Já o advogado Sylvio Guerra, que atua em vários processos de artistas, concorda com a tese de que, na prática, o dano moral sai barato no Brasil. “A aplicação do valor da indenização ocorre muitas vezes sem uma análise mais profunda sobre os acontecimentos, achando o julgador que ater-se ao valor parâmetro estipulado pelo STJ basta, o que não é verdade. Essa postura acaba por vezes prejudicando o cidadão que se socorre no Judiciário, pois tal valor não pode ser revisto, a não ser que seja excessivo ou ínfimo. Porém, em muitos casos, a diferença, ainda que pequena, é significativa”, salienta.
 
A punição de quem, no exercício da liberdade de manifestação de pensamento e de informação, viola direito ou causa prejuízo a outro não está clara nas leis atuais, segundo Tancredo. “Essa era uma previsão da extinta Lei de Imprensa”, explica ele. “O que temos hoje é o preceito constitucional e disciplinas do Código Civil aplicáveis a esses casos. Mas não é por isso que as indenizações não são satisfatórias”, argumenta, alegando que o problema está no próprio Judiciário, não sendo necessária uma previsão legal específica: “É necessário apenas o bom senso nas análises dos casos”.
 
Para Guerra, as normas jurídicas regulam satisfatoriamente a questão da responsabilidade civil por danos morais: “Além de não ser essencial, seria uma tarefa muito difícil realizar um ajuste legal para definir valores ou parâmetros para a ocorrência de um dano moral.

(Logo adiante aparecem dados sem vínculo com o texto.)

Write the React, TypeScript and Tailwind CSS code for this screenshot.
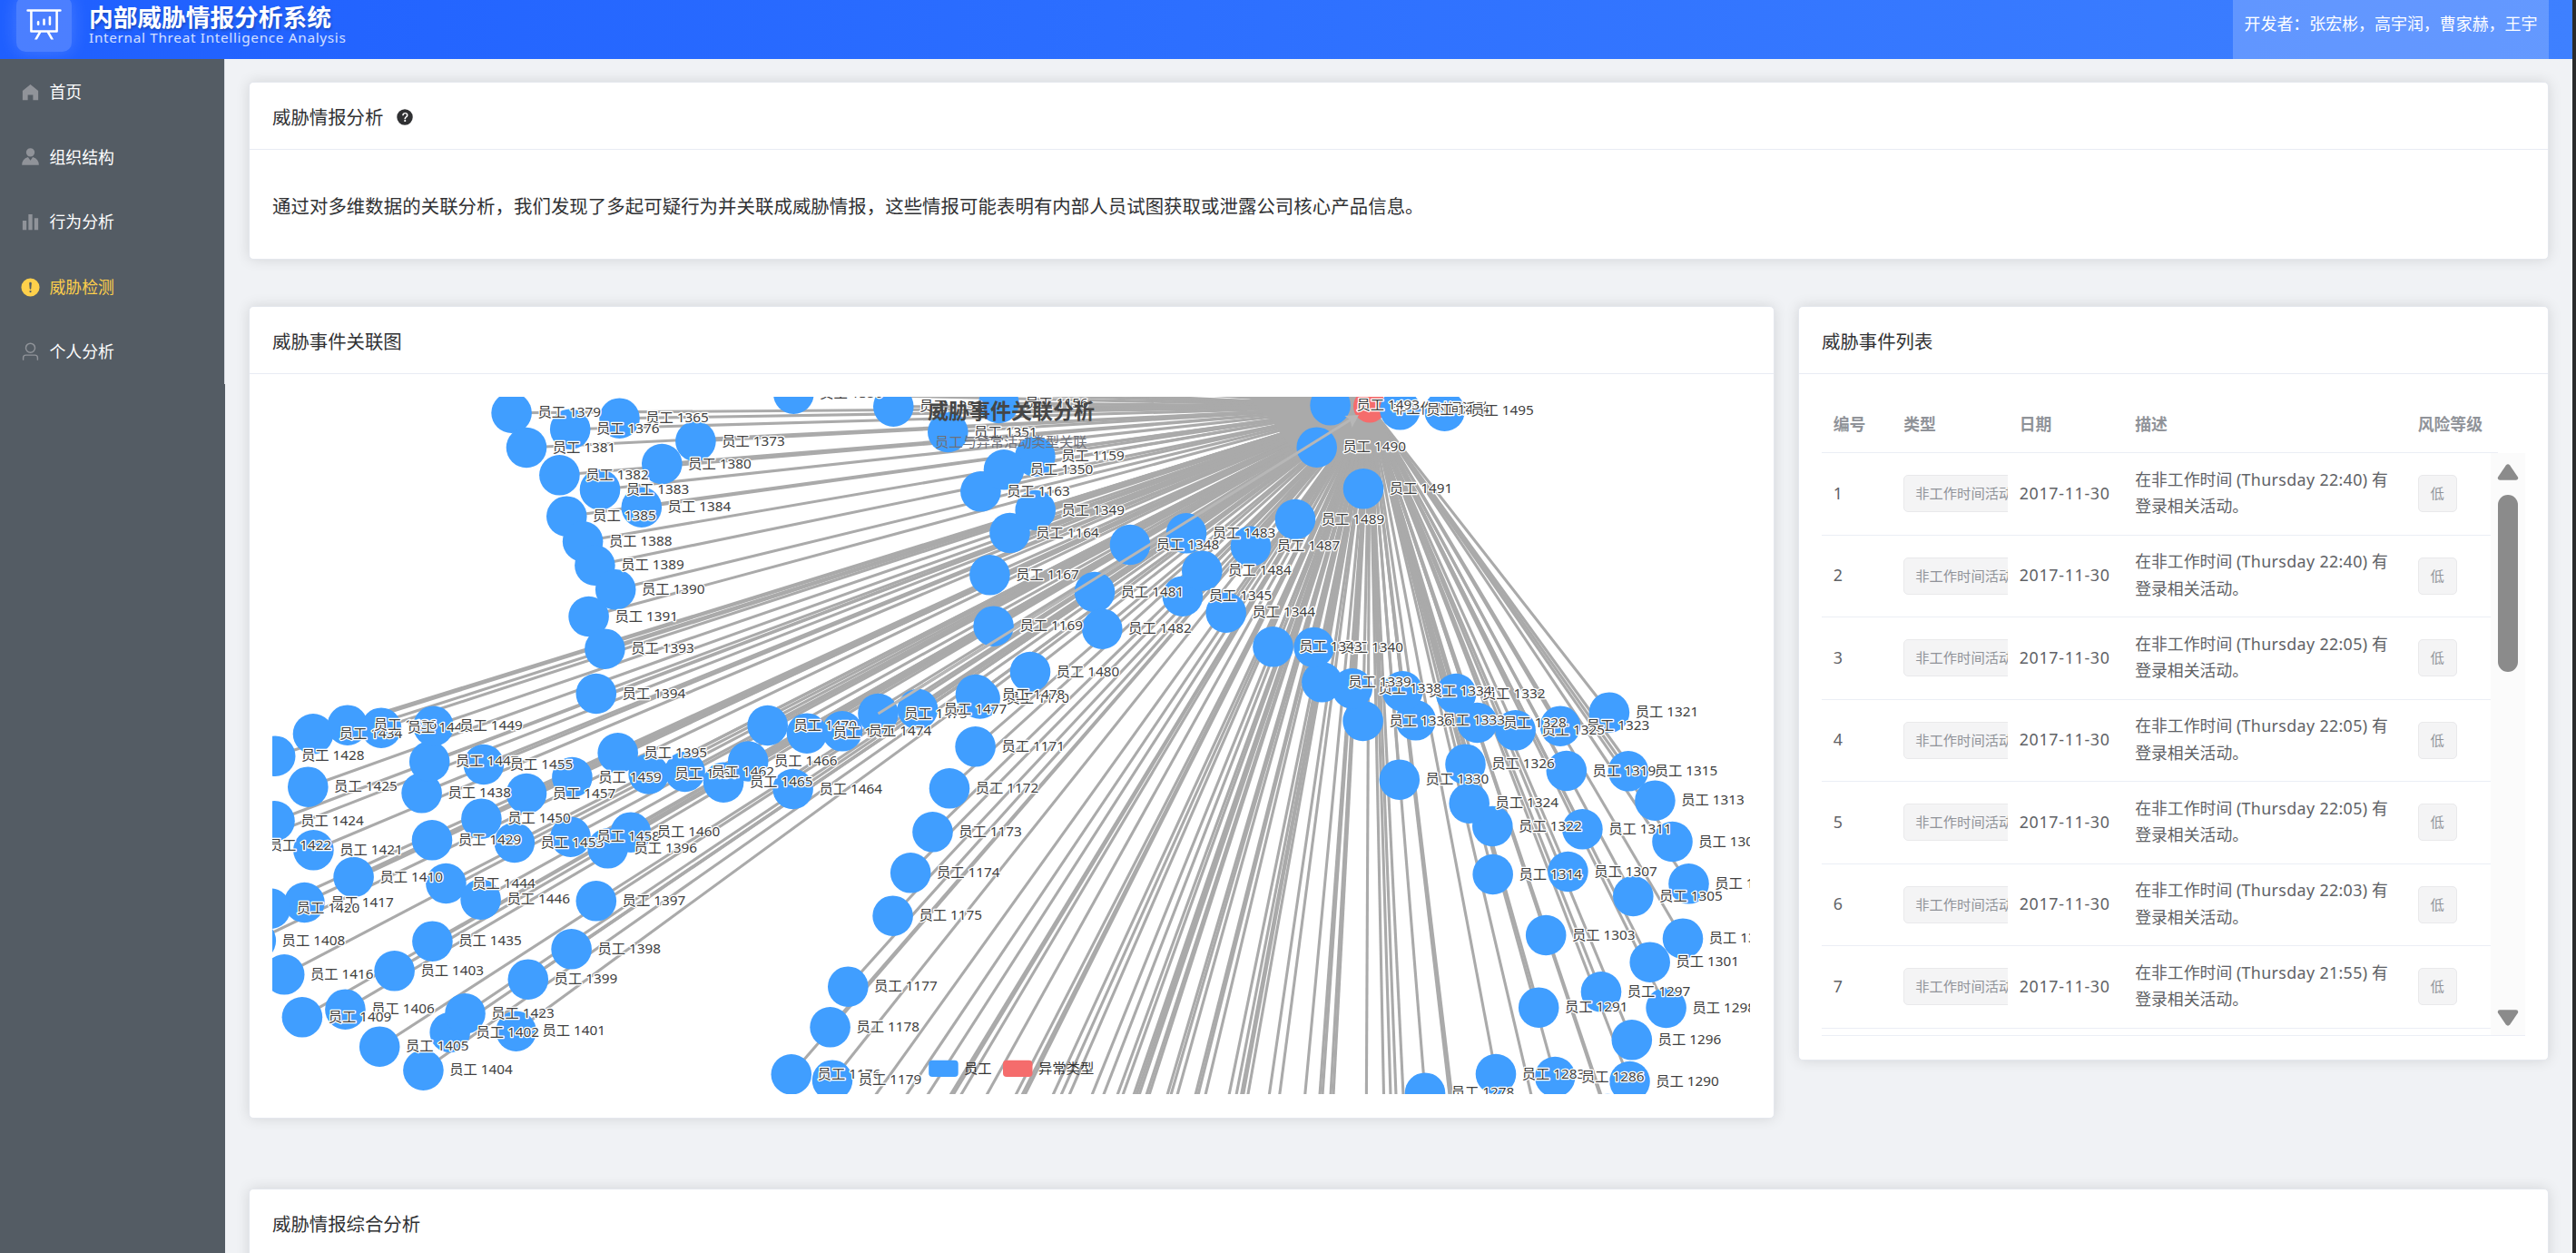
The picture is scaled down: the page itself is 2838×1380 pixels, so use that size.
import React from "react";

type GraphNode = [id: string, x: number, y: number];

const CHART = { x: 300, y: 437, w: 1628, h: 768 };
const HUB = { x: 1509, y: 447.5 };

const nodes: GraphNode[] = [
  ["1156", 1100.4, 444], ["1159", 1140.4, 502.7], ["1163", 1080.4, 541.3], ["1164", 1112.5, 587],
  ["1167", 1090.4, 633.3], ["1169", 1094.6, 689.7], ["1170", 1079.6, 769.5], ["1171", 1074.6, 822.3],
  ["1172", 1046, 868.3], ["1173", 1027.5, 916.3], ["1174", 1003.2, 961.3], ["1175", 983.6, 1008.7],
  ["1176", 871.8, 1183.3], ["1177", 934.3, 1086.7], ["1178", 914.6, 1131.3], ["1179", 917, 1189.7],
  ["1278", 1570, 1203.7], ["1283", 1648, 1183], ["1286", 1713.2, 1186], ["1288", 1771, 1227],
  ["1290", 1795.5, 1191], ["1291", 1695.2, 1109.7], ["1296", 1797.8, 1145.3], ["1297", 1764, 1092.3],
  ["1298", 1835.6, 1110], ["1301", 1817.7, 1059.7], ["1302", 1854, 1033.7], ["1303", 1703.2, 1030],
  ["1304", 1860.5, 973.3], ["1305", 1799.3, 987], ["1307", 1727.4, 960], ["1308", 1842.5, 927],
  ["1311", 1743.4, 913.3], ["1313", 1823.4, 881.7], ["1314", 1644.7, 963], ["1315", 1793.9, 849.3],
  ["1319", 1725.8, 849], ["1321", 1772.9, 784.7], ["1322", 1644.3, 910], ["1323", 1719, 799.7],
  ["1324", 1618.7, 884.7], ["1325", 1669.6, 804.3], ["1326", 1614.5, 841.7], ["1328", 1627.5, 796],
  ["1330", 1541.8, 858.7], ["1332", 1604.1, 764], ["1333", 1559.7, 793.3], ["1334", 1545.2, 761.3],
  ["1336", 1501.6, 794], ["1338", 1489.7, 758.3], ["1339", 1456.4, 751.3], ["1340", 1447.6, 713],
  ["1343", 1402.5, 712.3], ["1344", 1350.7, 674.7], ["1345", 1302.9, 656.7], ["1348", 1245, 600],
  ["1349", 1140.7, 562], ["1350", 1106, 517.3], ["1351", 1044.3, 476], ["1352", 984.3, 447.7],
  ["1355", 1143.2, 414], ["1356", 874.3, 433.7], ["1365", 682.5, 460.7], ["1373", 766.4, 486],
  ["1376", 628.2, 472.7], ["1379", 563.6, 454.7], ["1380", 729.3, 511], ["1381", 580, 493],
  ["1382", 616.4, 523.3], ["1383", 661, 539.3], ["1384", 706.8, 558.7], ["1385", 624.3, 568.7],
  ["1388", 642.1, 596.3], ["1389", 655.4, 622.7], ["1390", 678.2, 649.3], ["1391", 648.6, 679],
  ["1393", 666.4, 714.7], ["1394", 656.8, 764], ["1395", 680.7, 829.3], ["1396", 669.6, 934.3],
  ["1397", 656.8, 992.3], ["1398", 629.6, 1045.3], ["1399", 581.8, 1078.7], ["1401", 568.6, 1135.7],
  ["1402", 495.7, 1137], ["1403", 434.6, 1069.3], ["1404", 466.4, 1178.7], ["1405", 418.2, 1152.7],
  ["1406", 380.4, 1111.7], ["1408", 281.8, 1036], ["1409", 332.9, 1120.3], ["1410", 389.6, 966],
  ["1416", 313.2, 1073.3], ["1417", 335.4, 994], ["1420", 297.9, 1000.7], ["1421", 345.4, 936.3],
  ["1422", 267, 931], ["1423", 512.5, 1116.3], ["1424", 302.5, 904.3], ["1425", 339.3, 866.7],
  ["1428", 303.2, 832.7], ["1429", 476, 925.3], ["1434", 345, 808.3], ["1435", 476.4, 1036.7],
  ["1436", 382.9, 798.7], ["1438", 464.6, 873.3], ["1443", 420, 801.7], ["1444", 491.4, 973],
  ["1446", 529.6, 990.7], ["1447", 473.2, 838.7], ["1449", 477.5, 799.7], ["1450", 530.4, 901.7],
  ["1453", 566.8, 928], ["1455", 532.9, 842], ["1457", 580, 874], ["1458", 628.6, 921.7],
  ["1459", 630.4, 856], ["1460", 695, 916.7], ["1461", 714.6, 852.5], ["1462", 754.6, 850],
  ["1464", 873.6, 869], ["1465", 797.1, 861.7], ["1466", 824.2, 838.5], ["1470", 845.7, 799],
  ["1471", 889, 807.7], ["1474", 927.9, 805.3], ["1475", 967.5, 786], ["1477", 1011, 781],
  ["1478", 1075, 765], ["1480", 1135, 740], ["1481", 1206, 652], ["1482", 1214.3, 692.7],
  ["1483", 1307, 587.3], ["1484", 1324.3, 628.7], ["1487", 1378, 601.7], ["1489", 1427, 572],
  ["1490", 1450.7, 492.7], ["1491", 1502, 538.3], ["1493", 1465.6, 446.3], ["1494", 1542.5, 451.3],
  ["1495", 1591.5, 452.7],
];

/* Where the edges of nodes below the visible canvas cross its bottom side. */
const bottomEdges = [
  964.6, 998.6, 1021.8, 1047, 1050, 1058.6, 1087, 1119, 1126, 1129, 1160, 1169, 1178, 1203, 1215.7,
  1231, 1237, 1249, 1252, 1255, 1263, 1266, 1286, 1290, 1297, 1317, 1320, 1328, 1354, 1362, 1367.5,
  1369.6, 1374.8, 1398.3, 1409.7, 1437.7, 1454, 1457, 1466, 1469, 1505.4, 1524.5, 1532, 1538, 1546,
  1597, 1599.5, 1687, 1762.6,
];

/* Ends of edges that leave the canvas through its top side. */
const topEdges: [number, number][] = [
  [700, 421], [810, 418], [900, 420], [960, 409], [1000, 402], [1050, 398], [1080, 388], [1130, 392],
  [1150, 380], [1180, 385], [1200, 372], [1230, 380], [1250, 360], [1270, 368], [1290, 350],
  [1310, 358], [1330, 340], [1350, 345], [1370, 330], [1390, 330], [1400, 310], [1420, 310],
  [1430, 290], [1445, 280], [1455, 260], [1468, 260], [1476, 230], [1484, 210], [1496, 200],
];

const font = "[font-family:'Noto_Sans','Noto_Sans_CJK_SC',sans-serif]";

function NodeLabel({ x, y, children }: { x: number; y: number; children: string }) {
  return (
    <text
      x={x}
      y={y + 5.6}
      fontSize="15.3"
      fill="#404040"
      stroke="#fff"
      strokeWidth="2.6"
      strokeLinejoin="round"
      paintOrder="stroke"
    >
      {children}
    </text>
  );
}

function RelationGraph() {
  return (
    <svg
      className="block h-[768px] w-[1628px]"
      viewBox={`${CHART.x} ${CHART.y} ${CHART.w} ${CHART.h}`}
    >
      <g stroke="#aaa" strokeWidth="3.1">
        {nodes.map(([id, x, y]) => (
          <line key={id} x1={x} y1={y} x2={HUB.x} y2={HUB.y} />
        ))}
        {bottomEdges.map((x) => (
          <line key={x} x1={x} y1={1206} x2={HUB.x} y2={HUB.y} />
        ))}
        {topEdges.map(([x, y]) => (
          <line key={x} x1={x} y1={y} x2={HUB.x} y2={HUB.y} />
        ))}
      </g>
      <path d="M1375 437H1509L1530 484L1500 500H1470L1420 490L1400 462Z" fill="#aaa" />
      <circle cx={HUB.x} cy={HUB.y} r="18" fill="#f56c6c" />
      <g fill="#409eff">
        {nodes.map(([id, x, y]) => (
          <circle key={id} cx={x} cy={y} r="22.3" />
        ))}
      </g>
      <line x1="967.5" y1="786" x2="1490" y2="461" stroke="#b7b7b7" strokeWidth="3" />
      <path d="M1497 457L1481.500 458L1487.500 462.500L1489.500 471Z" fill="#b7b7b7" />
      <NodeLabel x={1534} y={449}>非工作时间活动</NodeLabel>
      {nodes.map(([id, x, y]) => (
        <NodeLabel key={id} x={x + 28.8} y={y - 1}>{`员工 ${id}`}</NodeLabel>
      ))}
      <text x="1022" y="461" fontSize="23" fontWeight="700" fill="#464646">
        威胁事件关联分析
      </text>
      <text x="1030" y="491.500" fontSize="15.3" fill="#6e7079" letterSpacing="-0.08">
        员工与异常活动类型关联
      </text>
      <rect x="1023.2" y="1167.700" width="32.5" height="18.300" rx="4" fill="#409eff" />
      <text x="1062" y="1182" fontSize="15.3" fill="#333">员工</text>
      <rect x="1105" y="1167.700" width="32.5" height="18.300" rx="4" fill="#f56c6c" />
      <text x="1144" y="1182" fontSize="15.3" fill="#333">异常类型</text>
    </svg>
  );
}

const icons = {
  home: "M512 128 128 447.936V896h255.936V640H640v256h255.936V447.936z",
  avatar:
    "M628.736 528.896A416 416 0 0 1 928 928H96a415.872 415.872 0 0 1 299.264-399.104L512 704zM720 304a208 208 0 1 1-416 0 208 208 0 0 1 416 0",
  histogram: "M416 896V128h192v768zm-288 0V448h192v448zm576 0V320h192v576z",
  warning:
    "M512 64a448 448 0 1 1 0 896 448 448 0 0 1 0-896m0 192a58.432 58.432 0 0 0-58.24 63.744l23.36 256.384a35.072 35.072 0 0 0 69.76 0l23.296-256.384A58.432 58.432 0 0 0 512 256m0 512a51.2 51.2 0 1 0 0-102.4 51.2 51.2 0 0 0 0 102.4",
  user: "M512 512a192 192 0 1 0 0-384 192 192 0 0 0 0 384m0 64a256 256 0 1 1 0-512 256 256 0 0 1 0 512m320 320v-96a96 96 0 0 0-96-96H288a96 96 0 0 0-96 96v96a32 32 0 1 1-64 0v-96a160 160 0 0 1 160-160h448a160 160 0 0 1 160 160v96a32 32 0 1 1-64 0",
  question:
    "M512 64a448 448 0 1 1 0 896 448 448 0 0 1 0-896m23.744 191.488c-52.096 0-92.928 14.784-123.2 44.352-30.976 29.568-45.76 70.4-45.76 122.496h80.256c0-29.568 5.632-52.8 17.6-68.992 13.376-19.712 35.2-28.864 66.176-28.864 23.936 0 42.944 6.336 56.32 19.712 12.672 13.376 19.712 31.68 19.712 54.912 0 17.6-6.336 34.496-19.008 49.984l-8.448 9.856c-45.76 40.832-73.216 70.4-82.368 89.408-9.856 19.008-14.08 42.24-14.08 68.992v9.856h80.96v-9.856c0-16.896 3.52-31.68 10.56-45.76 6.336-12.672 15.488-24.64 28.16-35.2 33.792-29.568 54.208-48.576 60.544-55.616 16.896-22.528 26.048-51.392 26.048-86.592 0-42.944-14.08-76.736-42.24-101.376-28.16-25.344-65.472-37.312-111.232-37.312m-12.672 406.208a54.272 54.272 0 0 0-38.72 14.784 49.408 49.408 0 0 0-15.488 38.016c0 15.488 4.928 28.16 15.488 38.016A54.848 54.848 0 0 0 523.072 768c15.488 0 28.16-4.928 38.72-14.784a51.52 51.52 0 0 0 16.192-38.72 51.968 51.968 0 0 0-15.488-38.016 55.936 55.936 0 0 0-39.424-14.784",
  board:
    "M665.216 768l110.848 192h-73.856L591.36 768H433.024L322.176 960H248.32l110.848-192H160a32 32 0 0 1-32-32V192H64a32 32 0 0 1 0-64h896a32 32 0 1 1 0 64h-64v544a32 32 0 0 1-32 32zM832 192H192v512h640zM352 448a32 32 0 0 1 32 32v64a32 32 0 0 1-64 0v-64a32 32 0 0 1 32-32m160-64a32 32 0 0 1 32 32v128a32 32 0 0 1-64 0V416a32 32 0 0 1 32-32m160-64a32 32 0 0 1 32 32v192a32 32 0 1 1-64 0V352a32 32 0 0 1 32-32",
};

function Icon({ name, className }: { name: keyof typeof icons; className: string }) {
  return (
    <svg viewBox="0 0 1024 1024" fill="currentColor" className={className}>
      <path d={icons[name]} />
    </svg>
  );
}

const menu: { icon: keyof typeof icons; label: string; active?: boolean }[] = [
  { icon: "home", label: "首页" },
  { icon: "avatar", label: "组织结构" },
  { icon: "histogram", label: "行为分析" },
  { icon: "warning", label: "威胁检测", active: true },
  { icon: "user", label: "个人分析" },
];

const times = ["22:40", "22:40", "22:05", "22:05", "22:05", "22:03", "21:55"];

function Card({
  title,
  className,
  children,
}: {
  title: React.ReactNode;
  className: string;
  children?: React.ReactNode;
}) {
  return (
    <section
      className={`flex flex-col overflow-hidden rounded-[5px] border border-[#e4e7ed] bg-white shadow-[0_0_15px_rgba(0,0,0,0.12)] ${className}`}
    >
      <h2 className="flex h-[74px] shrink-0 items-center border-b border-[#e8ebf3] px-[25px] pt-[3px] text-[20.4px] leading-none text-[#303133]">
        {title}
      </h2>
      {children}
    </section>
  );
}

const cols = "grid grid-cols-[77.500px_127.500px_127.500px_311.500px_93px]";

function EventTable() {
  return (
    <div className="mx-[25px] mt-[25px] flex h-[704px] flex-col border-b border-[#ebeef5] text-[17.85px]">
      <div className={`${cols} h-[62px] w-[745px] shrink-0 items-center border-b border-[#ebeef5] font-bold text-[#909399]`}>
        {["编号", "类型", "日期", "描述", "风险等级"].map((h) => (
          <div key={h} className="whitespace-nowrap pl-[12.700px]">{h}</div>
        ))}
      </div>
      <div className="flex min-h-0 flex-1">
        <div className="w-[737px] shrink-0 overflow-hidden text-[#606266]">
          {times.map((t, i) => (
            <div key={i} className={`${cols} h-[90.500px] items-center border-b border-[#ebeef5]`}>
              <div className="-mt-px pl-[12.700px]">{i + 1}</div>
              <div className="overflow-hidden pl-[12.700px]">
                <span className="flex h-[41px] w-[133px] items-center whitespace-nowrap rounded-[5px] border border-[#e9e9eb] bg-[#f4f4f5] pl-3 text-[15.3px] text-[#909399]">
                  非工作时间活动
                </span>
              </div>
              <div className="-mt-px whitespace-nowrap pl-[12.700px] tracking-[0.68px]">2017-11-30</div>
              <div className="-mt-px whitespace-nowrap pl-[12.700px] leading-[29.300px]">
                在非工作时间 <span className="tracking-[0.35px]">(Thursday {t})</span> 有
                <br />
                登录相关活动。
              </div>
              <div className="pl-[12.700px]">
                <span className="flex h-[41px] w-[43px] items-center justify-center rounded-[5px] border border-[#e9e9eb] bg-[#f4f4f5] text-[15.3px] text-[#909399]">
                  低
                </span>
              </div>
            </div>
          ))}
        </div>
        <div className="flex w-[38px] flex-col items-center bg-[#fbfbfb] pt-3 text-[#8b8b8b]">
          <svg viewBox="0 0 24 18" className="h-[18px] w-6" fill="currentColor">
            <path d="M9.800 1.400Q12-.8 14.200 1.400L23 14.500Q24 17.500 21 17.800H3Q0 17.500 1 14.500Z" />
          </svg>
          <div className="mt-4 h-[195px] w-[22.500px] rounded-full bg-[#8b8b8b]" />
          <svg viewBox="0 0 24 18" className="mb-[10px] mt-auto h-[18px] w-6 rotate-180" fill="currentColor">
            <path d="M9.800 1.400Q12-.8 14.200 1.400L23 14.500Q24 17.500 21 17.800H3Q0 17.500 1 14.500Z" />
          </svg>
        </div>
      </div>
    </div>
  );
}

export default function App() {
  return (
    <div className={`flex h-[1380px] w-[2838px] overflow-hidden bg-[#2b2b2b] ${font}`}>
      <div className="flex h-full w-[2834px] flex-col bg-[#f0f2f5]">
        <header className="flex h-[65px] shrink-0 items-center overflow-hidden bg-linear-to-r from-[#1f5fff] to-[#3e80ff] pl-[18px] pr-[26px] text-white">
          <div className="-mt-3 flex size-[61px] shrink-0 items-center justify-center rounded-[10px] bg-white/20 shadow-[0_0_19px_rgba(255,255,255,0.18)]">
            <Icon name="board" className="-mt-0.5 size-[41px]" />
          </div>
          <div className="ml-[19px] flex h-full flex-col">
            <h1 className="mt-[5px] text-[26.700px] font-bold leading-[28px] [text-shadow:1px_2px_3px_rgba(0,0,0,0.25)]">
              内部威胁情报分析系统
            </h1>
            <p className="-mt-px whitespace-nowrap text-[15.3px] leading-[18px] tracking-[0.69px] text-white/80">
              Internal Threat Intelligence Analysis
            </p>
          </div>
          <div className="ml-auto flex h-full w-[348px] justify-center whitespace-nowrap bg-white/20 pt-[14px] text-[17.950px] leading-6 text-white">
            开发者：张宏彬，高宇润，曹家赫，王宇
          </div>
        </header>
        <div className="flex min-h-0 flex-1">
          <nav className="w-[248px] shrink-0 bg-[#545c64]">
            <ul className="h-[358px] border-r border-[#dcdfe6]">
              {menu.map((m) => (
                <li
                  key={m.label}
                  className={`flex h-[71.600px] items-center pl-[21.500px] pt-px text-[17.850px] ${m.active ? "text-[#ffd04b]" : "text-white"}`}
                >
                  <Icon
                    name={m.icon}
                    className={`size-[23px] ${m.active ? "text-[#ffd04b]" : "text-[#909399]"}`}
                  />
                  <span className="ml-[10px]">{m.label}</span>
                </li>
              ))}
            </ul>
          </nav>
          <main className="flex min-w-0 flex-1 flex-col pl-[26px] pr-[26px] pt-[25px]">
            <Card
              className="h-[196px] shrink-0"
              title={
                <>
                  威胁情报分析
                  <Icon name="question" className="ml-[14px] size-5" />
                </>
              }
            >
              <p className="px-[25px] pt-[46px] text-[20.4px] leading-[32px] tracking-[0.07px] text-[#303133]">
                通过对多维数据的关联分析，我们发现了多起可疑行为并关联成威胁情报，这些情报可能表明有内部人员试图获取或泄露公司核心产品信息。
              </p>
            </Card>
            <div className="mt-[51px] flex h-[895px] shrink-0 items-start justify-between">
              <Card className="h-[895px] w-[1681px]" title="威胁事件关联图">
                <div className="px-[25px] pt-[25px]">
                  <RelationGraph />
                </div>
              </Card>
              <Card className="h-[831px] w-[827px]" title="威胁事件列表">
                <EventTable />
              </Card>
            </div>
            <Card className="mt-[77px] h-[400px] shrink-0" title="威胁情报综合分析" />
          </main>
        </div>
      </div>
    </div>
  );
}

Ele não pode ser economicamente medido, já que provoca lesão aos direitos pessoais”.
 
Ao analisar a aplicação da indenização no caso específico das biografias, Tancredo ressalta que se deve levar em conta a intenção de violar a honra do biografado. “O intento de desqualificar o retratado é uma intenção mercantilista do trabalho. E direito à informação não alcança informações falsas ou errôneas”.
 
Somente nos casos de negligência ou má-fé o biografado deve responder, acredita Leonardos, ponderando que o simples fato de a biografia não agradar não gera dano indenizável. “Não é cabível a punição se o biógrafo tomou todos os cuidados possíveis na apuração. A aplicação das indenizações deve, sim, ser justa, mas também não pode se basear em meros caprichos de biografados ou de herdeiros”.
 
“A indenização tem que ser proporcional ao dano”, continua ele, afirmando que, em alguns casos, pode ser muito alta. “Não tenho problema nenhum em afirmar que, em determinadas circunstâncias, a indenização pode ser vultosa, chegar a milhões de reais”.
 
Posições sobre privacidade à parte, a aplicação justa de valores é um dos poucos pontos de concordância entre os dois lados na polêmica das biografias não autorizadas. A razoabilidade fica por conta do Judiciário.